(MirageNews) Theoretical chemists Bo Peng and Karol Kowalski at the Pacific Northwest National Laboratory duo are teaching today’s computers to do the math that will reveal the universe’s subatomic glue, once full-scale quantum computing becomes feasible.
The team recently showed that they could use a mathematical tool called “connected moments,” to greatly reduce the time and calculation costs of conducting one kind of quantum calculation. Using what’s called a quantum simulator, the team showed that they could accurately model simple molecules. This feat, which mathematically describes the energy glue holding together molecules, garnered “editor’s pick” in the Journal of Chemical Physics, signifying its scientific importance.

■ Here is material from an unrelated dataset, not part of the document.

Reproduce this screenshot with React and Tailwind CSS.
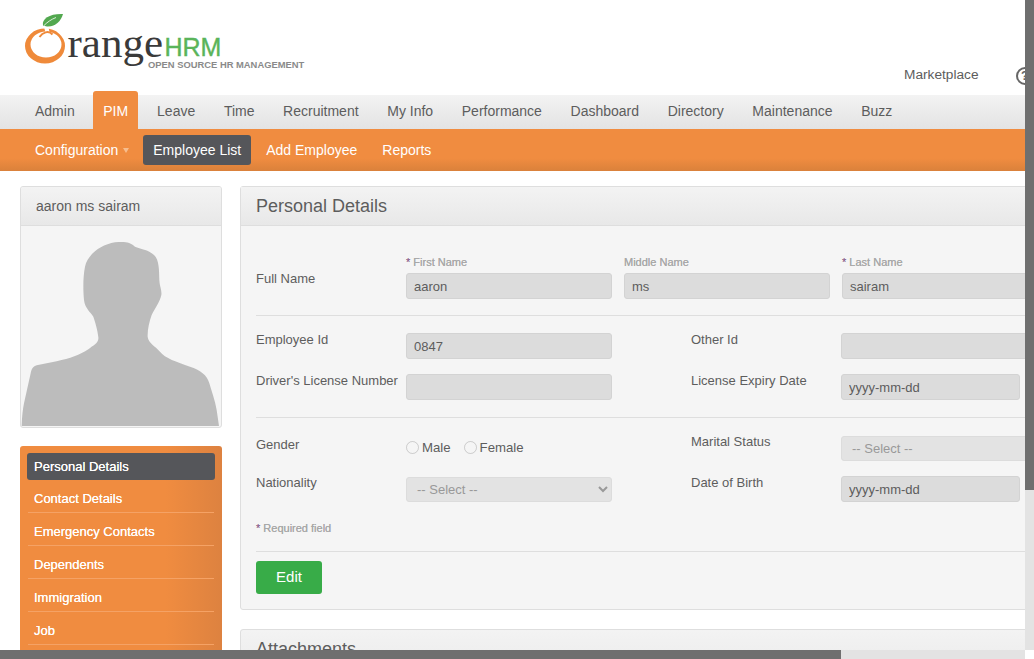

“We showed that we can use this approach to reduce the complexity of quantum calculations needed to model a chemical system, while also reducing errors,” said Peng. “We see this as a compromise that will allow us to get from what we can do right now with a quantum computer to what will be possible in the near future.”
The published study used IBM’s QISKIT quantum computing software, but work is already under way to extend its use with other quantum computing platforms. Specifically, the research team is working to extend the work to support XACC, an infrastructure developed at Oak Ridge National Laboratory. The XACC software will allow the scientists to take advantage of the fastest, most accurate world-class computers as a quantum-classical computing hybrid.